*** Information provided ***
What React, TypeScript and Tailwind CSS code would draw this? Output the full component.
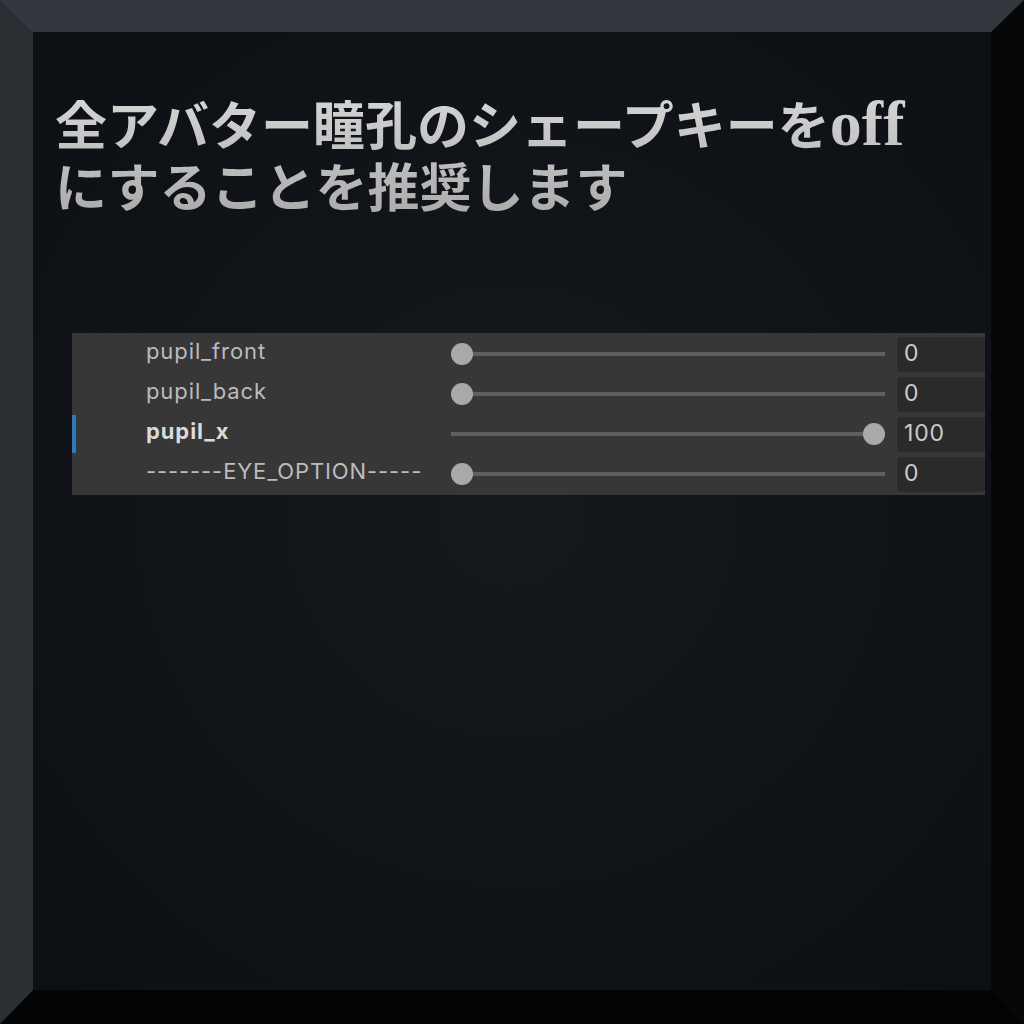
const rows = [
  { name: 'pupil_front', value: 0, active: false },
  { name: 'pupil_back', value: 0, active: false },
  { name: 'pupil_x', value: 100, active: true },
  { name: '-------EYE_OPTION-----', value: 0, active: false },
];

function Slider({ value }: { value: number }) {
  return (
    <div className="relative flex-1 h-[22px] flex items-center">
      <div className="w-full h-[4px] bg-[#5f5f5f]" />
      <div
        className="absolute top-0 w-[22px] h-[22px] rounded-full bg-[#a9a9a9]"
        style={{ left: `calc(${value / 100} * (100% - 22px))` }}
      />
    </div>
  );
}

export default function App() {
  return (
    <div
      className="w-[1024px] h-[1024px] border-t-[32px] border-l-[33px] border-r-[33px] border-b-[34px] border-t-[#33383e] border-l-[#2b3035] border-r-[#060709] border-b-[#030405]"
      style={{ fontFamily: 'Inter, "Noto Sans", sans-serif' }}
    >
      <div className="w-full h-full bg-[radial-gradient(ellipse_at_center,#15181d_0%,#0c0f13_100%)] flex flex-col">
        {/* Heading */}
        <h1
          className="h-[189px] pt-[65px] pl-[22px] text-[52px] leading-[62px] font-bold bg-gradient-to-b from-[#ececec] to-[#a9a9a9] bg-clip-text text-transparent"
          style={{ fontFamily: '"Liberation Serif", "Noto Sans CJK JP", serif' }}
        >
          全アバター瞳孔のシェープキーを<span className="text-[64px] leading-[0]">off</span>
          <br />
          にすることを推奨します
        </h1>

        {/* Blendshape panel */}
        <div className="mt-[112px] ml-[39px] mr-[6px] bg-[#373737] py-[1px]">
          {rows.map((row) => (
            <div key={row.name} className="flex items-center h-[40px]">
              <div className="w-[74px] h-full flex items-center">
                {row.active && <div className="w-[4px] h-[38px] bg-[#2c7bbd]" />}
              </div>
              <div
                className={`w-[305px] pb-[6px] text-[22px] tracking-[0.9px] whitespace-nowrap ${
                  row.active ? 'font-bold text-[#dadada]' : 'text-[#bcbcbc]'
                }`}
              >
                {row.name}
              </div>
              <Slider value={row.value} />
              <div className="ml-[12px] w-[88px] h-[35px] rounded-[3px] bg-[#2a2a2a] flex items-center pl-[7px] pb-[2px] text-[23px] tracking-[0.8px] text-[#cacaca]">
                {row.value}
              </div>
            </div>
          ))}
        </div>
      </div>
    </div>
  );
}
***
To be done: All of the lines above should be retyped precisely, apart from the pictures.

Worked answer:
What React, TypeScript and Tailwind CSS code would draw this? Output the full component.
const rows = [
  { name: 'pupil_front', value: 0, active: false },
  { name: 'pupil_back', value: 0, active: false },
  { name: 'pupil_x', value: 100, active: true },
  { name: '-------EYE_OPTION-----', value: 0, active: false },
];

function Slider({ value }: { value: number }) {
  return (
    <div className="relative flex-1 h-[22px] flex items-center">
      <div className="w-full h-[4px] bg-[#5f5f5f]" />
      <div
        className="absolute top-0 w-[22px] h-[22px] rounded-full bg-[#a9a9a9]"
        style={{ left: `calc(${value / 100} * (100% - 22px))` }}
      />
    </div>
  );
}

export default function App() {
  return (
    <div
      className="w-[1024px] h-[1024px] border-t-[32px] border-l-[33px] border-r-[33px] border-b-[34px] border-t-[#33383e] border-l-[#2b3035] border-r-[#060709] border-b-[#030405]"
      style={{ fontFamily: 'Inter, "Noto Sans", sans-serif' }}
    >
      <div className="w-full h-full bg-[radial-gradient(ellipse_at_center,#15181d_0%,#0c0f13_100%)] flex flex-col">
        {/* Heading */}
        <h1
          className="h-[189px] pt-[65px] pl-[22px] text-[52px] leading-[62px] font-bold bg-gradient-to-b from-[#ececec] to-[#a9a9a9] bg-clip-text text-transparent"
          style={{ fontFamily: '"Liberation Serif", "Noto Sans CJK JP", serif' }}
        >
          全アバター瞳孔のシェープキーを<span className="text-[64px] leading-[0]">off</span>
          <br />
          にすることを推奨します
        </h1>

        {/* Blendshape panel */}
        <div className="mt-[112px] ml-[39px] mr-[6px] bg-[#373737] py-[1px]">
          {rows.map((row) => (
            <div key={row.name} className="flex items-center h-[40px]">
              <div className="w-[74px] h-full flex items-center">
                {row.active && <div className="w-[4px] h-[38px] bg-[#2c7bbd]" />}
              </div>
              <div
                className={`w-[305px] pb-[6px] text-[22px] tracking-[0.9px] whitespace-nowrap ${
                  row.active ? 'font-bold text-[#dadada]' : 'text-[#bcbcbc]'
                }`}
              >
                {row.name}
              </div>
              <Slider value={row.value} />
              <div className="ml-[12px] w-[88px] h-[35px] rounded-[3px] bg-[#2a2a2a] flex items-center pl-[7px] pb-[2px] text-[23px] tracking-[0.8px] text-[#cacaca]">
                {row.value}
              </div>
            </div>
          ))}
        </div>
      </div>
    </div>
  );
}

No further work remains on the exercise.